╭──

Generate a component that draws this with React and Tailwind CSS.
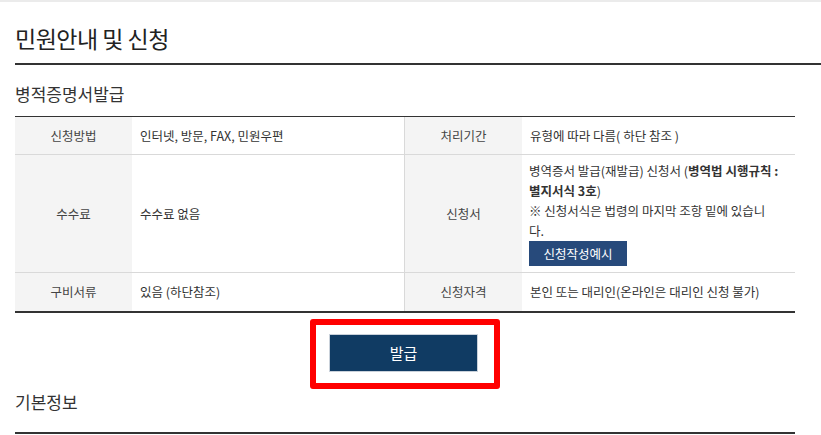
import React from "react";

const F = { fontFamily: '"Noto Sans CJK KR", "Noto Sans", sans-serif' };

function Th({ children, className = "" }) {
  return (
    <div className={"bg-[#f4f4f4] flex items-center justify-center text-[12.5px] leading-[20px] text-[#444] " + className}>
      {children}
    </div>
  );
}

function Td({ children, className = "" }) {
  return (
    <div className={"flex items-center px-[8px] text-[12.5px] leading-[20px] text-[#333] " + className}>
      {children}
    </div>
  );
}

export default function App() {
  return (
    <div style={F} className="w-[821px] h-[435px] bg-white overflow-hidden border-t-2 border-[#ebebeb]">
      <h2 className="ml-[15px] pt-[20px] pb-[9px] text-[23px] leading-[32px] text-[#222] border-b-2 border-[#333] tracking-[-0.5px]">
        민원안내 및 신청
      </h2>
      <h3 className="ml-[15px] pt-[17px] pb-[10px] text-[17px] leading-[24px] text-[#333]">
        병적증명서발급
      </h3>
      <div className="ml-[15px] w-[780px] border-t border-b-2 border-[#333]">
        <div className="grid grid-cols-[117px_272px_118px_273px] border-b border-[#d9d9d9]">
          <Th className="h-[37px]">신청방법</Th>
          <Td>인터넷, 방문, FAX, 민원우편</Td>
          <Th className="border-l border-[#d9d9d9]">처리기간</Th>
          <Td>유형에 따라 다름( 하단 참조 )</Td>
        </div>
        <div className="grid grid-cols-[117px_272px_118px_273px] border-b border-[#d9d9d9]">
          <Th className="h-[117px]">수수료</Th>
          <Td>수수료 없음</Td>
          <Th className="border-l border-[#d9d9d9]">신청서</Th>
          <div className="px-[7px] py-[6px] text-[12.5px] leading-[20px] text-[#333] whitespace-nowrap">
            <div>
              병역증서 발급(재발급) 신청서 (<b className="font-bold">병역법 시행규칙 :</b>
            </div>
            <div>
              <b className="font-bold">별지서식 3호</b>)
            </div>
            <div>※ 신청서식은 법령의 마지막 조항 밑에 있습니</div>
            <div>다.</div>
            <div className="w-[98px] h-[25px] bg-[#274a7b] text-white text-[12.5px] flex items-center justify-center">
              신청작성예시
            </div>
          </div>
        </div>
        <div className="grid grid-cols-[117px_272px_118px_273px]">
          <Th className="h-[38px]">구비서류</Th>
          <Td>있음 (하단참조)</Td>
          <Th className="border-l border-[#d9d9d9]">신청자격</Th>
          <Td>본인 또는 대리인(온라인은 대리인 신청 불가)</Td>
        </div>
      </div>
      <div className="ml-[310px] mt-[6px] w-[190px] h-[70px] border-[6px] border-[#ff0000] rounded-[3px] pl-[13px] pt-[9px]">
        <button className="w-[149px] h-[38px] bg-[#103b63] border border-[#c9d1da] text-white text-[15px] flex items-center justify-center">
          발급
        </button>
      </div>
      <h3 className="ml-[15px] w-[780px] pt-[1px] pb-[18px] text-[17px] leading-[24px] text-[#333] border-b-2 border-[#333]">
        기본정보
      </h3>
    </div>
  );
}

╰──

▸ **Written problem**: Work through the data and report how many of its lines hold the word "React", giving only the figure.

▸ **Result of this exercise**: 2